Hare, R. (1952). The language of morals. Oxford: Oxford University Press.

Huddleston, A. (2014). "Nietzsche's meta-axiology: Against the sceptical readings". British Journal for the History of Philosophy 22: 322–342.

Hussain, N. J. (2007). "Honest illusion: Valuing for Nietzsche's free spirits". In B. Leiter and N. Sinhababu (eds.). Nietzsche and morality. Oxford: Oxford University Press. 157–191.

Katsafanas, P. (2013). Agency and the foundations of ethics: Nietzschean Constitutivism. New York: Oxford University Press.

Kennedy, C. (2007). "Vagueness and grammar: The semantics of relative and absolute gradable adjectives". Linguistics and Philosophy 30: 1–45.

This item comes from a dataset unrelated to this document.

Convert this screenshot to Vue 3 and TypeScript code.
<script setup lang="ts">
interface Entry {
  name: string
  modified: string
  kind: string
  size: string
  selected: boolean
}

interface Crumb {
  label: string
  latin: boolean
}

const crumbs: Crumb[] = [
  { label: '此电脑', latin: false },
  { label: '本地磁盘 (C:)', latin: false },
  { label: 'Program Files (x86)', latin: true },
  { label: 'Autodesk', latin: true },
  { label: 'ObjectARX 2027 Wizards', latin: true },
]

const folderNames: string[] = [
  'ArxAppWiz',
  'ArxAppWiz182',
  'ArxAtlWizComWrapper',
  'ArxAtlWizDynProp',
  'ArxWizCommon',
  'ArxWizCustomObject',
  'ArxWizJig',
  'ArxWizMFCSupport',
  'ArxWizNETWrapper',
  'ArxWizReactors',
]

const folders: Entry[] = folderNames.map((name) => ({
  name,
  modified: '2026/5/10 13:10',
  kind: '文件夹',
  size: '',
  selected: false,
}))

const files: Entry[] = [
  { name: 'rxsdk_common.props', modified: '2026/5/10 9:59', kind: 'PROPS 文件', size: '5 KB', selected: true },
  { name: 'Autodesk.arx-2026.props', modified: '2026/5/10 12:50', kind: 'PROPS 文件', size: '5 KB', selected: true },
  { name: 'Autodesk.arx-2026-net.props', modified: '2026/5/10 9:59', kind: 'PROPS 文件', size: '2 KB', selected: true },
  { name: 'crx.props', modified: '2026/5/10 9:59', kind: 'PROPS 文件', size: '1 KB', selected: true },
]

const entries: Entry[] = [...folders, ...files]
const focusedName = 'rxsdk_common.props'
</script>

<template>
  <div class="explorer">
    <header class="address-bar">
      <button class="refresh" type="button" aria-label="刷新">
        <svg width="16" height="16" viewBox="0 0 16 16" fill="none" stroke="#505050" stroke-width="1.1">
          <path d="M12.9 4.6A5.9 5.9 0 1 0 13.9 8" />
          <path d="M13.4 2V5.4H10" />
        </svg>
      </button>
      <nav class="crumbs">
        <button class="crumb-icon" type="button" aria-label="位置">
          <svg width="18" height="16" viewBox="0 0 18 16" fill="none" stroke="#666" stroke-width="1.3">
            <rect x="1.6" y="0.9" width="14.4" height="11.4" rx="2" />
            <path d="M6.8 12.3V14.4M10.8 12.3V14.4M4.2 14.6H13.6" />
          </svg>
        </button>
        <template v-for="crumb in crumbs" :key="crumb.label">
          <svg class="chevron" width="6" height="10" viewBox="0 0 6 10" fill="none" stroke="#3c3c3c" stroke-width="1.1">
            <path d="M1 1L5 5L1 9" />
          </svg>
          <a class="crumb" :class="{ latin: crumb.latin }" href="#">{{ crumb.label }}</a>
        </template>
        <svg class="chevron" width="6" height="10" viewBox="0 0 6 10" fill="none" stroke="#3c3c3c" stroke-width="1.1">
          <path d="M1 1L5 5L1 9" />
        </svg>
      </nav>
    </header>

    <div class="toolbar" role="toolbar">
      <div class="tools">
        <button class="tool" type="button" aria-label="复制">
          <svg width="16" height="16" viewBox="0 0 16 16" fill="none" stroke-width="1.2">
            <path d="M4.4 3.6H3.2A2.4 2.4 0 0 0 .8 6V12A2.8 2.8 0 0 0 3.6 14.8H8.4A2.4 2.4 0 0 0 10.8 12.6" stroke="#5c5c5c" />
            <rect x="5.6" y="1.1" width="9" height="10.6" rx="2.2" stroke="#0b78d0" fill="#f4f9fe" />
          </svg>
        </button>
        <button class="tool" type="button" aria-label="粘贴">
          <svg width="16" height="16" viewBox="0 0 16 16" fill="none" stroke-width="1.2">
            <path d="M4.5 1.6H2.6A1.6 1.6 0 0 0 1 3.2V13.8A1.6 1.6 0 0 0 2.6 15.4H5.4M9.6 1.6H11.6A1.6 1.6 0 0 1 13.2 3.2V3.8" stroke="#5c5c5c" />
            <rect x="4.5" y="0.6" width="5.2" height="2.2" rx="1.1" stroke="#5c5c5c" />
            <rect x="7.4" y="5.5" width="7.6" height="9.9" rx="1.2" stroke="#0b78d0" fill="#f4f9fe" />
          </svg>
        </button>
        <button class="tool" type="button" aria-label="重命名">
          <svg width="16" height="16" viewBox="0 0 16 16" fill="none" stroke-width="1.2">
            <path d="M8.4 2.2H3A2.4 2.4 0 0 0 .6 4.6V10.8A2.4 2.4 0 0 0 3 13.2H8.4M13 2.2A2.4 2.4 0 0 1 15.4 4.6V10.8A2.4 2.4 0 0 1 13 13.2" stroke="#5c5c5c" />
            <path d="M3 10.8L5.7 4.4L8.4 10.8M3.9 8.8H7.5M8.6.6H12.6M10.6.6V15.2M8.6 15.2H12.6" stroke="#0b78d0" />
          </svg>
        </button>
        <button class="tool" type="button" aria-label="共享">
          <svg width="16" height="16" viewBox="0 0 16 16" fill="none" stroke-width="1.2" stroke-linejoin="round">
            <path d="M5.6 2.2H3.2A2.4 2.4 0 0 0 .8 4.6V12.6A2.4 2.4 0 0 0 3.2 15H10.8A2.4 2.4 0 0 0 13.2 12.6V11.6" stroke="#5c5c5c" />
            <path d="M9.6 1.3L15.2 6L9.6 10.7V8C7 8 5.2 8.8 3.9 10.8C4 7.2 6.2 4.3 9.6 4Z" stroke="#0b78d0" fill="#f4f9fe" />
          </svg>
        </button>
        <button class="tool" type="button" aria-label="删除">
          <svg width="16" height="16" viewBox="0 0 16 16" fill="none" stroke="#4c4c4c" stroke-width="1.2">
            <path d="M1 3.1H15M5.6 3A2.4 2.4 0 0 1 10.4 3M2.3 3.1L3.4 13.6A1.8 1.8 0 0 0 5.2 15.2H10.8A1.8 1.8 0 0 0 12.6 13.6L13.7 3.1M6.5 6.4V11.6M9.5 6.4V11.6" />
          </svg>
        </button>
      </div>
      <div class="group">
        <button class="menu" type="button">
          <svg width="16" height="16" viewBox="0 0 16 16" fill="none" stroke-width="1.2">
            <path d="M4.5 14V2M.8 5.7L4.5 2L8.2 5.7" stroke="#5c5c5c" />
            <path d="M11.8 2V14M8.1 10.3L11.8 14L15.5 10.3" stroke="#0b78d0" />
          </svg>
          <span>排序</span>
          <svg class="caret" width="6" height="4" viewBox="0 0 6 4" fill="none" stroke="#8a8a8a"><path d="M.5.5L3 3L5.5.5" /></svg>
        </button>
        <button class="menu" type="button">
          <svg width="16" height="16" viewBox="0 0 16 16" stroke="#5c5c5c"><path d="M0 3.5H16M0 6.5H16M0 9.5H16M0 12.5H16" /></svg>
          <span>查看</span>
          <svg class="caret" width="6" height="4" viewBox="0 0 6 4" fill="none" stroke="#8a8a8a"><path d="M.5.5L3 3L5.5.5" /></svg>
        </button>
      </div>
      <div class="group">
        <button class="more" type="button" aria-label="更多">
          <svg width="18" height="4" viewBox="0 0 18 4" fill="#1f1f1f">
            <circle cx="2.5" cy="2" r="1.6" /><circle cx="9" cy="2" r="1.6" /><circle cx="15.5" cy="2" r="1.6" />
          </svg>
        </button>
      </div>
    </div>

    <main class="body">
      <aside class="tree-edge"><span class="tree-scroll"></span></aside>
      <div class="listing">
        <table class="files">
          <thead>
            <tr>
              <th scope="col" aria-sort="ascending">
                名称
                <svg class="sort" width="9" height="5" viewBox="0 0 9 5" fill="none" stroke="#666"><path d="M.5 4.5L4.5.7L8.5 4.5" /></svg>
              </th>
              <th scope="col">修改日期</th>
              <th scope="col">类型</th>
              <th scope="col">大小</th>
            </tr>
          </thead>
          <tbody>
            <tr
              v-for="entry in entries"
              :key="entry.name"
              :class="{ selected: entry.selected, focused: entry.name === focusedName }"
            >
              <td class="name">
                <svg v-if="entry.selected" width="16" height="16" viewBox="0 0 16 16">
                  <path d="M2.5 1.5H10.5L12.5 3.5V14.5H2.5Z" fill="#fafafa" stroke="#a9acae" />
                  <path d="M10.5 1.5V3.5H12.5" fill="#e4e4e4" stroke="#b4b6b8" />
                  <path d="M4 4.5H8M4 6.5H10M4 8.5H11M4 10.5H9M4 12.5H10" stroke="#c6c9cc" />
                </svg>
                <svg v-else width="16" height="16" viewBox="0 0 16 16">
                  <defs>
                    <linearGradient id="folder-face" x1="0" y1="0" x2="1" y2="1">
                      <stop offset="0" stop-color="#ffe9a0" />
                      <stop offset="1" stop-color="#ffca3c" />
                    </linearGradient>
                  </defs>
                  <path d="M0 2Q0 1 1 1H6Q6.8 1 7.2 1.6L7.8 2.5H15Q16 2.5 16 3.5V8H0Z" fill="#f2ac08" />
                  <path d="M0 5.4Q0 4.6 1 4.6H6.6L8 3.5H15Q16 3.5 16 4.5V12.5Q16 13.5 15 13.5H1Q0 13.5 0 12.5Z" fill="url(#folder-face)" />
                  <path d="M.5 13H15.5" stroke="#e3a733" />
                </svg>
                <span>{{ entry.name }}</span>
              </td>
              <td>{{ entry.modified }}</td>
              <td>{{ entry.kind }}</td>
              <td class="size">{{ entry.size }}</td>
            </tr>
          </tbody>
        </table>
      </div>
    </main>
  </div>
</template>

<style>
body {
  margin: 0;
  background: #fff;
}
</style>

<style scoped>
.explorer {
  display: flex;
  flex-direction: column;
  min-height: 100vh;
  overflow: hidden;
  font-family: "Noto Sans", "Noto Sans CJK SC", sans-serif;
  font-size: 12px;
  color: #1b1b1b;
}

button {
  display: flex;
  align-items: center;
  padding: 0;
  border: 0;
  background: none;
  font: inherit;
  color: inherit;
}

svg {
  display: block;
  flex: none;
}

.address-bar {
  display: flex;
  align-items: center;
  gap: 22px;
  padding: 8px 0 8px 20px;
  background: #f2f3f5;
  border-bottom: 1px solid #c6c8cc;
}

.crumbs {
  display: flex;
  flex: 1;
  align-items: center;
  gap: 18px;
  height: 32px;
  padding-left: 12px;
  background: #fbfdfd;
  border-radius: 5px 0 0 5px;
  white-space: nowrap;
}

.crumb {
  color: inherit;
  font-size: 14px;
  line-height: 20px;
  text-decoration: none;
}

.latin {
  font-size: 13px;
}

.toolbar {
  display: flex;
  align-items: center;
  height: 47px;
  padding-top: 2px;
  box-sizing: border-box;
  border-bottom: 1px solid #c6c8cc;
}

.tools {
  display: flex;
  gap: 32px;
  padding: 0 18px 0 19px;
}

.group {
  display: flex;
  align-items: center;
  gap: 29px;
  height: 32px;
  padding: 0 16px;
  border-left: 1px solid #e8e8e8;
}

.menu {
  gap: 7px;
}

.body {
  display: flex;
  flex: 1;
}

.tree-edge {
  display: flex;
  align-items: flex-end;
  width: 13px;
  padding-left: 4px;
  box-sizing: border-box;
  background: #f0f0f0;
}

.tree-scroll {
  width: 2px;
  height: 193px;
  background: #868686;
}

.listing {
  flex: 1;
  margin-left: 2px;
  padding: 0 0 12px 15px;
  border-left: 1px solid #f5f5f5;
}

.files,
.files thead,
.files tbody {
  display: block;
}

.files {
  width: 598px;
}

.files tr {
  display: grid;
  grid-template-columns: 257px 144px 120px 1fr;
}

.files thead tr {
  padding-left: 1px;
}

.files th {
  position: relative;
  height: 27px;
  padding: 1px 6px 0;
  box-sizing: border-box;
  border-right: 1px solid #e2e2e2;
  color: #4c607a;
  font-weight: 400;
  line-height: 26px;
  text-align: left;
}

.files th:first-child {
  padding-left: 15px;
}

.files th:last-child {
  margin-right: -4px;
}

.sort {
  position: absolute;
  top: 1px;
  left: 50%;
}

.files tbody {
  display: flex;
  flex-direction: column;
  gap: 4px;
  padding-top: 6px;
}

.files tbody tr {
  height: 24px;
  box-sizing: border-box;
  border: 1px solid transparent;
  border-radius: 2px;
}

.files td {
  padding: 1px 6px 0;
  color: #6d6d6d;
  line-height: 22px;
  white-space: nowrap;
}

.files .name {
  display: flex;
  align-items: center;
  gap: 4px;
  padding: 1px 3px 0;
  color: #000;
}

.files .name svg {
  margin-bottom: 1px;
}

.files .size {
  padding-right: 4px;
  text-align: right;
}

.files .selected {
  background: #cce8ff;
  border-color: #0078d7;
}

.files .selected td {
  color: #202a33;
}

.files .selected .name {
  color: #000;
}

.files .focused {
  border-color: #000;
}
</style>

Leiter, B. (2002). Nietzsche on morality. London: Routledge.

Lyons, J. (1977). Semantics. vol. 2. Cambridge: Cambridge University Press.

Richardson, J. (1996). Nietzsche's system. Oxford: Oxford University Press.

Richardson, J. (2004). Nietzsche's new Darwinism. Oxford: Oxford University Press.

Schacht, R. (1983). Nietzsche. London: Routledge.

Silk, A. (2015). "Nietzschean Constructivism: Ethics and metaethics for all and none". Inquiry 58. Special issue: Nietzsche's moral psychology. 244–280.

Silk, A. (2018). "Nietzsche and contemporary metaethics." In P. Katsafanas (ed.). The Nietzschean mind. New York: Routledge. 247–263.

 

[1] 'Die Hard' is being used metonymically (twice removed). Thanks to a reviewer.

[2] The distinction has been noted under various descriptions in diverse areas. Richardson cites Huddleston 2014, Silk 2015, 2018; cf. Hare 1952, Lyons 1977.